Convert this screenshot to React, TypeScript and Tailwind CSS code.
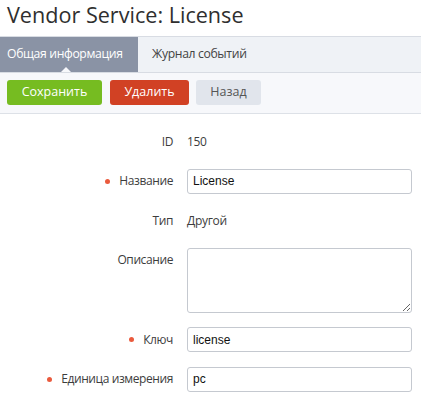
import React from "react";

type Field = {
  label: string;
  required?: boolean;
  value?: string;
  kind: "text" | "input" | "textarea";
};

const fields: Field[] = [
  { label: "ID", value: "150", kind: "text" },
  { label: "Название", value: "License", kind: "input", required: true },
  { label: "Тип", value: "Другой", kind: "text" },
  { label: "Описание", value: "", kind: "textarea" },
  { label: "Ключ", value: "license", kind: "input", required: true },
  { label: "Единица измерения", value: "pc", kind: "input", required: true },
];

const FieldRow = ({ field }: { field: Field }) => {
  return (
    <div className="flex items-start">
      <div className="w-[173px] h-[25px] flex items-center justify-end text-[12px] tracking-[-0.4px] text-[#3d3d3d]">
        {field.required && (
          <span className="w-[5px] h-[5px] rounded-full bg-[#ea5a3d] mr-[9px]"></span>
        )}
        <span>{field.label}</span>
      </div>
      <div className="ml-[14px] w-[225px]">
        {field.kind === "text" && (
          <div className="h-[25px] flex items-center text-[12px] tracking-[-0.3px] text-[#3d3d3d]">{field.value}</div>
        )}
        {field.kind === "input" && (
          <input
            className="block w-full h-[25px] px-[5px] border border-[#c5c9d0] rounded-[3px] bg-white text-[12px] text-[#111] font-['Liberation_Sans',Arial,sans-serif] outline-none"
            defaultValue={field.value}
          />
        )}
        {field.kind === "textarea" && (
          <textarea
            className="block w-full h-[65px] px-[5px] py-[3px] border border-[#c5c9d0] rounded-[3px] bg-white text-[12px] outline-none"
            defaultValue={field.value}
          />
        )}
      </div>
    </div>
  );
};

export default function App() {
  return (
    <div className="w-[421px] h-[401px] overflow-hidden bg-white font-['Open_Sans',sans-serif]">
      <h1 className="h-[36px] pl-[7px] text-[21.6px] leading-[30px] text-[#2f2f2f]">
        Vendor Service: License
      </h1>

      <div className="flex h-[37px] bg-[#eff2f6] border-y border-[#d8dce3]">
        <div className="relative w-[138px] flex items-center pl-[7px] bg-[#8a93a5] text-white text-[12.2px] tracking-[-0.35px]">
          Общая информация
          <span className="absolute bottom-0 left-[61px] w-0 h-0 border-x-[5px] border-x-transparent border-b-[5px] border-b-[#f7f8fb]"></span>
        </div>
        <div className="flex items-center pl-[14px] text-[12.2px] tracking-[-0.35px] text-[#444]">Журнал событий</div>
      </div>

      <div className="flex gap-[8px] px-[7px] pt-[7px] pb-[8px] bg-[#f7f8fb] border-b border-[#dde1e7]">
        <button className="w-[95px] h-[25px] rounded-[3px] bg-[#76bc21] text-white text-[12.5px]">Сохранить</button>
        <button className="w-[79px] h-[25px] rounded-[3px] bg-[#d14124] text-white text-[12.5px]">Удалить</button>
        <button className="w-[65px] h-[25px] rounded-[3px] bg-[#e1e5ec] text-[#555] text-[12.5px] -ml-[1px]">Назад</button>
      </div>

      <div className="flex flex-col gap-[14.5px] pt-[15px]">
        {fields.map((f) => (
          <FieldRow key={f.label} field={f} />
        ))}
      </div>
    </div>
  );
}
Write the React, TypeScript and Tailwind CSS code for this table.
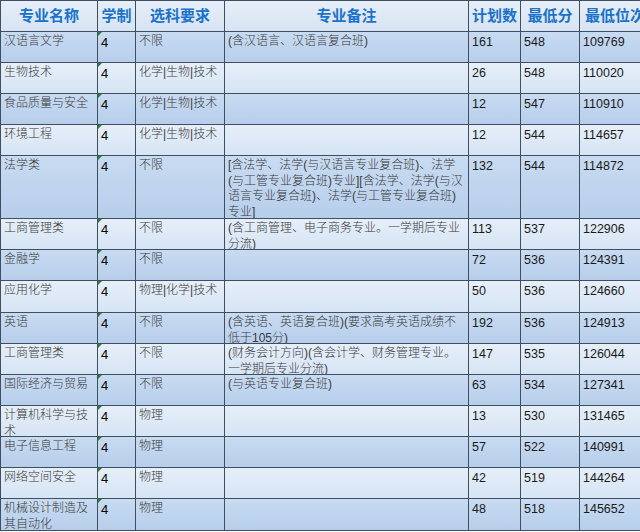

........

● STATED GOAL: Return all of the entries word for word, but omit the pictures.

● FULL RESPONSE:
Convert this screenshot to React, TypeScript and Tailwind CSS code.
import React from "react";

type Field = {
  label: string;
  required?: boolean;
  value?: string;
  kind: "text" | "input" | "textarea";
};

const fields: Field[] = [
  { label: "ID", value: "150", kind: "text" },
  { label: "Название", value: "License", kind: "input", required: true },
  { label: "Тип", value: "Другой", kind: "text" },
  { label: "Описание", value: "", kind: "textarea" },
  { label: "Ключ", value: "license", kind: "input", required: true },
  { label: "Единица измерения", value: "pc", kind: "input", required: true },
];

const FieldRow = ({ field }: { field: Field }) => {
  return (
    <div className="flex items-start">
      <div className="w-[173px] h-[25px] flex items-center justify-end text-[12px] tracking-[-0.4px] text-[#3d3d3d]">
        {field.required && (
          <span className="w-[5px] h-[5px] rounded-full bg-[#ea5a3d] mr-[9px]"></span>
        )}
        <span>{field.label}</span>
      </div>
      <div className="ml-[14px] w-[225px]">
        {field.kind === "text" && (
          <div className="h-[25px] flex items-center text-[12px] tracking-[-0.3px] text-[#3d3d3d]">{field.value}</div>
        )}
        {field.kind === "input" && (
          <input
            className="block w-full h-[25px] px-[5px] border border-[#c5c9d0] rounded-[3px] bg-white text-[12px] text-[#111] font-['Liberation_Sans',Arial,sans-serif] outline-none"
            defaultValue={field.value}
          />
        )}
        {field.kind === "textarea" && (
          <textarea
            className="block w-full h-[65px] px-[5px] py-[3px] border border-[#c5c9d0] rounded-[3px] bg-white text-[12px] outline-none"
            defaultValue={field.value}
          />
        )}
      </div>
    </div>
  );
};

export default function App() {
  return (
    <div className="w-[421px] h-[401px] overflow-hidden bg-white font-['Open_Sans',sans-serif]">
      <h1 className="h-[36px] pl-[7px] text-[21.6px] leading-[30px] text-[#2f2f2f]">
        Vendor Service: License
      </h1>

      <div className="flex h-[37px] bg-[#eff2f6] border-y border-[#d8dce3]">
        <div className="relative w-[138px] flex items-center pl-[7px] bg-[#8a93a5] text-white text-[12.2px] tracking-[-0.35px]">
          Общая информация
          <span className="absolute bottom-0 left-[61px] w-0 h-0 border-x-[5px] border-x-transparent border-b-[5px] border-b-[#f7f8fb]"></span>
        </div>
        <div className="flex items-center pl-[14px] text-[12.2px] tracking-[-0.35px] text-[#444]">Журнал событий</div>
      </div>

      <div className="flex gap-[8px] px-[7px] pt-[7px] pb-[8px] bg-[#f7f8fb] border-b border-[#dde1e7]">
        <button className="w-[95px] h-[25px] rounded-[3px] bg-[#76bc21] text-white text-[12.5px]">Сохранить</button>
        <button className="w-[79px] h-[25px] rounded-[3px] bg-[#d14124] text-white text-[12.5px]">Удалить</button>
        <button className="w-[65px] h-[25px] rounded-[3px] bg-[#e1e5ec] text-[#555] text-[12.5px] -ml-[1px]">Назад</button>
      </div>

      <div className="flex flex-col gap-[14.5px] pt-[15px]">
        {fields.map((f) => (
          <FieldRow key={f.label} field={f} />
        ))}
      </div>
    </div>
  );
}
Write the React, TypeScript and Tailwind CSS code for this table.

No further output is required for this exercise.